[TASK DESCRIPTION] From the entries that follow, pick out all lines holding "Tailwind".

──────────

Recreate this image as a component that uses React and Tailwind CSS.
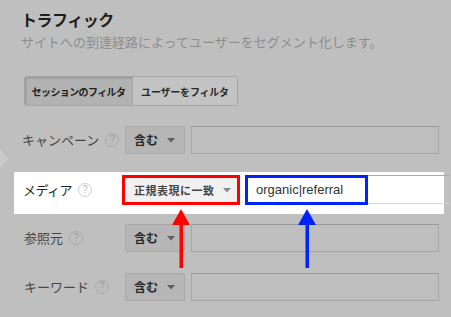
import React from "react";

const jp = { fontFamily: '"Noto Sans CJK JP", "Noto Sans", sans-serif' };

function Help({ light, ml = "ml-[6px]" }) {
  return (
    <span
      className={`${ml} inline-flex h-[14px] w-[14px] shrink-0 items-center justify-center rounded-full border text-[10px] leading-none ${
        light ? "border-[#cfcfcf] text-[#bdbdbd] bg-white" : "border-[#a9a9a9] text-[#9a9a9a]"
      }`}
      style={{ fontFamily: '"Liberation Sans", Arial, sans-serif' }}
    >
      ?
    </span>
  );
}

function Caret({ color }) {
  return (
    <svg width="8" height="5" viewBox="0 0 8 5" className="shrink-0">
      <path d="M0 0 L8 0 L4 4.5 Z" fill={color} />
    </svg>
  );
}

function GrayRow({ label, pl = "pl-[24px]" }) {
  return (
    <div className="flex h-[28px] items-center">
      <div className={`flex w-[125px] shrink-0 items-center ${pl}`}>
        <span className="text-[13px] text-[#474747] whitespace-nowrap" style={jp}>
          {label}
        </span>
        <Help />
      </div>
      <div className="flex h-[28px] w-[60px] shrink-0 items-center justify-between rounded-[2px] border border-[#a9a9a9] bg-[#b6b6b6] pl-[8px] pr-[9px]">
        <span className="text-[12px] font-bold text-[#2a2a2a]" style={jp}>
          含む
        </span>
        <Caret color="#5f5f5f" />
      </div>
      <div className="ml-[6px] h-[28px] w-[248px] shrink-0 border border-[#a6a6a6] border-t-[#999] bg-[#bfbfbf]" />
    </div>
  );
}

export default function App() {
  return (
    <div className="relative h-[317px] w-[451px] overflow-hidden bg-[#bfbfbf]">
      <div className="flex flex-col">
        <div
          className="ml-[21px] mt-[9px] text-[16px] leading-[20px] font-bold tracking-[-0.5px] text-[#1e1e1e]"
          style={jp}
        >
          トラフィック
        </div>
        <div className="ml-[21px] mt-[4px] text-[13px] leading-[18px] text-[#8e8e8e]" style={jp}>
          サイトへの到達経路によってユーザーをセグメント化します。
        </div>

        <div className="ml-[24px] mt-[25px] flex h-[30px] w-[214px] overflow-hidden rounded-[3px] border border-[#a7a7a7]">
          <div
            className="flex w-[107px] shrink-0 items-center justify-center whitespace-nowrap bg-[#b2b2b2] text-[10px] font-bold tracking-[-0.6px] text-[#1f1f1f] shadow-[inset_1px_1px_2px_rgba(0,0,0,0.2)]"
            style={jp}
          >
            セッションのフィルタ
          </div>
          <div
            className="flex flex-1 items-center justify-center whitespace-nowrap border-l border-[#a7a7a7] bg-[#c3c3c3] text-[10px] font-bold tracking-[-0.2px] text-[#2a2a2a]"
            style={jp}
          >
            ユーザーをフィルタ
          </div>
        </div>

        <div className="mt-[20px]">
          <GrayRow label="キャンペーン" pl="pl-[22px]" />
        </div>

        <div className="ml-[14px] mt-[18px] flex h-[42px] w-[430px] bg-white pt-[3px]">
          <div className="flex h-[30px] w-[108px] shrink-0 items-center pl-[9px]">
            <span className="text-[13px] tracking-[-0.5px] text-[#222]" style={jp}>
              メディア
            </span>
            <Help light ml="ml-[6px]" />
          </div>
          <div className="flex h-[30px] w-[118px] shrink-0 items-center justify-between border-[3px] border-[#ff0000] bg-[#f1f1f1] pl-[9px] pr-[6px]">
            <span className="text-[11px] font-bold tracking-[0.5px] text-[#444]" style={jp}>
              正規表現に一致
            </span>
            <Caret color="#8a8a8a" />
          </div>
          <div className="ml-[5px] flex h-[30px] shrink-0">
            <div className="flex h-[30px] w-[123px] shrink-0 items-center border-[3px] border-[#0022ff] bg-white pl-[8px]">
              <span
                className="text-[13px] text-[#333]"
                style={{ fontFamily: '"Liberation Sans", Arial, sans-serif' }}
              >
                organic|referral
              </span>
            </div>
            <div className="h-[29px] w-[81px] shrink-0 border-t border-b border-t-[#ababab] border-b-[#d8d8d8]" />
          </div>
        </div>

        <div className="mt-[10px]">
          <GrayRow label="参照元" />
        </div>
        <div className="mt-[21px]">
          <GrayRow label="キーワード" />
        </div>
      </div>

      {/* left chevron */}
      <svg className="absolute left-0 top-[150px]" width="9" height="18" viewBox="0 0 9 18">
        <path d="M0 1 L7.5 9 L0 17 Z" fill="#c9c9c9" stroke="#cfcfcf" strokeWidth="1" />
      </svg>

      {/* red arrow */}
      <svg className="absolute left-[170px] top-[208px]" width="22" height="62" viewBox="0 0 22 62">
        <path d="M11 1 L2 17 L20 17 Z" fill="#ff0000" />
        <rect x="9.5" y="16" width="3.5" height="44" fill="#ff0000" />
      </svg>

      {/* blue arrow */}
      <svg className="absolute left-[296px] top-[208px]" width="22" height="62" viewBox="0 0 22 62">
        <path d="M11 1 L2 17 L20 17 Z" fill="#0022ff" />
        <rect x="9.5" y="16" width="3.5" height="44" fill="#0022ff" />
      </svg>
    </div>
  );
}
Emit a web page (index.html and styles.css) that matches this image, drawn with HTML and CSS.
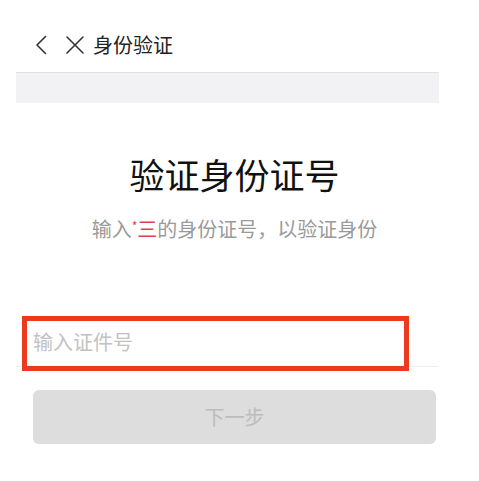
FILE: index.html
```html
<!DOCTYPE html>
<html lang="zh-CN">
<head>
<meta charset="utf-8">
<title>身份验证</title>
<link rel="stylesheet" href="styles.css">
</head>
<body>
<div class="page">
  <header class="nav">
    <svg class="icon-back" width="12" height="20" viewBox="0 0 12 20" aria-hidden="true">
      <path d="M10.5 1.5 L2 10 L10.5 18.5" fill="none" stroke="#333" stroke-width="1.6" stroke-linecap="round" stroke-linejoin="round"/>
    </svg>
    <svg class="icon-close" width="20" height="20" viewBox="0 0 20 20" aria-hidden="true">
      <path d="M2 2 L18 18 M18 2 L2 18" fill="none" stroke="#333" stroke-width="1.6" stroke-linecap="round"/>
    </svg>
    <span class="nav-title">身份验证</span>
  </header>
  <div class="band"></div>
  <main class="content">
    <h1 class="heading">验证身份证号</h1>
    <p class="sub">输入<span class="mark"><span class="star">*</span>三</span>的身份证号，以验证身份</p>
  </main>
  <div class="field">
    <input class="field-input" type="text" placeholder="输入证件号">
    <div class="highlight"></div>
  </div>
  <button class="next" type="button" disabled>下一步</button>
</div>
</body>
</html>
```

FILE: styles.css
```css
* { box-sizing: border-box; }

html, body {
  margin: 0;
  padding: 0;
  background: #ffffff;
}

body {
  font-family: "Noto Sans CJK SC", "Noto Sans", sans-serif;
  color: #222;
}

.page {
  width: 479px;
  min-height: 481px;
}

.nav {
  height: 72px;
  padding: 18px 0 0 35px;
  display: flex;
  align-items: center;
}

.icon-back { display: block; }

.icon-close {
  display: block;
  margin-left: 18px;
}

.nav-title {
  margin-left: 8px;
  font-size: 20px;
  line-height: 20px;
  color: #222;
}

.band {
  margin-left: 16px;
  width: 423px;
  height: 31px;
  border-top: 1px solid #e0e0e0;
  background: #f2f2f5;
}

.content {
  margin-left: 33px;
  width: 403px;
  text-align: center;
}

.heading {
  margin: 53px 0 0;
  font-size: 35px;
  line-height: 35px;
  font-weight: 400;
  color: #111;
}

.sub {
  margin: 28px 0 0;
  font-size: 20px;
  line-height: 20px;
  color: #9a9a9a;
}

.mark { color: #e0404e; }

.star {
  display: inline-block;
  font-size: 12px;
  line-height: 12px;
  vertical-align: top;
  margin-top: 1px;
}

.field {
  position: relative;
  margin: 78px 0 0 16px;
  width: 422px;
  height: 50px;
  border-bottom: 1px solid #eeeeee;
}

.field-input {
  display: block;
  width: 100%;
  height: 49px;
  border: 0;
  outline: none;
  padding: 0 0 0 17px;
  background: transparent;
  font-family: inherit;
  font-size: 20px;
  color: #333;
}

.field-input::placeholder { color: #c2c2c2; }

.highlight {
  position: absolute;
  left: 6px;
  top: -1px;
  width: 387px;
  height: 55px;
  border: 5px solid #ec3b1c;
  pointer-events: none;
}

.next {
  display: block;
  margin: 23px 0 0 33px;
  width: 403px;
  height: 54px;
  border: 0;
  border-radius: 6px;
  background: #dddddd;
  color: #bcbcbc;
  font-family: inherit;
  font-size: 20px;
  line-height: 20px;
}
```
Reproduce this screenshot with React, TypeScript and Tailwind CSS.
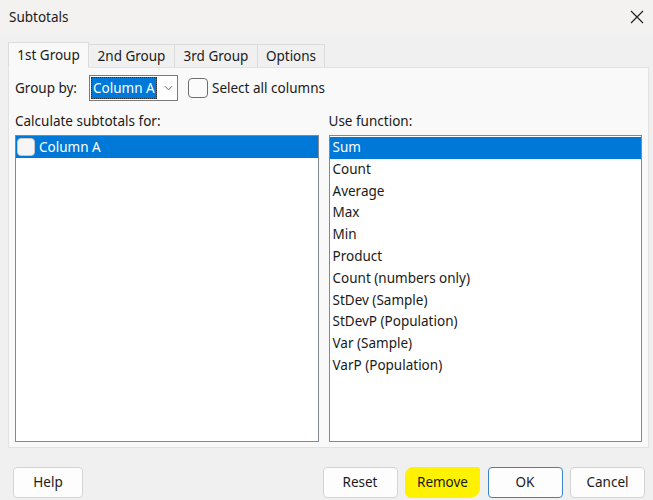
import { useState } from 'react'

const FUNCTIONS = [
  'Sum',
  'Count',
  'Average',
  'Max',
  'Min',
  'Product',
  'Count (numbers only)',
  'StDev (Sample)',
  'StDevP (Population)',
  'Var (Sample)',
  'VarP (Population)',
]

const TABS = [
  ['1st Group', 'w-[81px]'],
  ['2nd Group', 'w-[87px]'],
  ['3rd Group', 'w-[84px]'],
  ['Options', 'w-[68px]'],
]

function Btn({ label, primary = false, marked = false, w = 'w-[75px]' }: { label: string; primary?: boolean; marked?: boolean; w?: string }) {
  return (
    <button
      className={`h-[31px] ${w} rounded-[4px] border text-[13.5px] text-[#1a1a1a] ${
        primary ? 'border-[#3b82c8] bg-[#fdfdfd]' : 'border-[#d4d4d4] bg-[#fdfdfd]'
      } ${marked ? 'bg-[#fff200] border-[#fff200] rounded-[8px_2px_10px_6px]' : ''}`}
    >
      {label}
    </button>
  )
}

export default function App() {
  const [tab, setTab] = useState(0)
  const [fn, setFn] = useState(0)

  return (
    <div
      className="w-[653px] h-[500px] bg-[#f0f0f0] text-[13.5px] text-[#1a1a1a] flex flex-col overflow-hidden"
      style={{ fontFamily: '"Noto Sans", "Open Sans", sans-serif' }}
    >
      {/* title bar */}
      <div className="h-[34px] shrink-0 bg-[#f3f2f1] flex items-center justify-between pl-[9px] pr-[8px]">
        <span className="text-[13.5px]">Subtotals</span>
        <svg viewBox="0 0 16 16" className="w-[16px] h-[16px]" stroke="#222" strokeWidth="1.2" fill="none">
          <path d="M2 2 L14 14 M14 2 L2 14" />
        </svg>
      </div>

      {/* tabs */}
      <div className="flex items-end pl-[8px] h-[33px] shrink-0">
        {TABS.map(([t, w], i) => (
          <button
            key={t}
            onClick={() => setTab(i)}
            className={`${w} border border-[#dcdcdc] text-[13.5px] flex items-center justify-center -ml-px first:ml-0 ${
              tab === i ? 'h-[26px] bg-[#f9f9f9] border-b-[#f9f9f9] z-10 -mb-px' : 'h-[23px] bg-[#f0f0f0] border-b-0'
            }`}
          >
            {t}
          </button>
        ))}
      </div>

      {/* panel */}
      <div className="mx-[8px] w-[641px] h-[381px] shrink-0 bg-[#f9f9f9] border border-[#e2e2e2] flex flex-col px-[6px]">
        <div className="flex items-center h-[26px] mt-[7px]">
          <span className="w-[74px]">Group by:</span>
          <div className="h-[26px] w-[89px] border border-[#7a7a7a] bg-white flex items-center">
            <span className="ml-[1px] h-[22px] pl-[1px] pr-[1px] bg-[#0078d7] text-white border border-dotted border-[#333] leading-[20px]">
              Column A
            </span>
            <svg viewBox="0 0 10 6" className="w-[9px] h-[6px] ml-[7px]" fill="none" stroke="#555" strokeWidth="1">
              <path d="M1 1 L5 5 L9 1" />
            </svg>
          </div>
          <div className="ml-[10px] w-[20px] h-[20px] rounded-[4px] border border-[#6f6f6f] bg-[#fbfbfb]" />
          <span className="ml-[4px]">Select all columns</span>
        </div>

        <div className="flex gap-[10px] mt-[8px]">
          <div className="flex flex-col w-[304px]">
            <span className="h-[24px] leading-[24px]">Calculate subtotals for:</span>
            <div className="mt-[2px] h-[307px] bg-white border border-[#828790]">
              <div className="h-[22px] bg-[#0078d7] text-white flex items-center">
                <div className="ml-[1px] w-[18px] h-[18px] rounded-[4px] border border-[#c8c8c8] bg-[#f6f6f6]" />
                <span className="ml-[4px]">Column A</span>
              </div>
            </div>
          </div>
          <div className="flex flex-col w-[314px]">
            <span className="h-[24px] leading-[24px]">Use function:</span>
            <div className="mt-[2px] h-[307px] bg-white border border-[#828790] pt-px">
              {FUNCTIONS.map((f, i) => (
                <div
                  key={f}
                  onClick={() => setFn(i)}
                  className={`h-[21.8px] leading-[21.8px] pl-[3px] ${fn === i ? 'bg-[#0078d7] text-white' : ''}`}
                >
                  {f}
                </div>
              ))}
            </div>
          </div>
        </div>
      </div>

      {/* buttons */}
      <div className="flex items-center mt-[19px] pl-[13px] pr-[8px]">
        <Btn label="Help" w="w-[70px]" />
        <div className="flex-1" />
        <div className="flex gap-[7.5px]">
          <Btn label="Reset" />
          <Btn label="Remove" marked />
          <Btn label="OK" primary />
          <Btn label="Cancel" />
        </div>
      </div>
    </div>
  )
}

──────────

[EXERCISE ANSWER]
Recreate this image as a component that uses React and Tailwind CSS.
Reproduce this screenshot with React, TypeScript and Tailwind CSS.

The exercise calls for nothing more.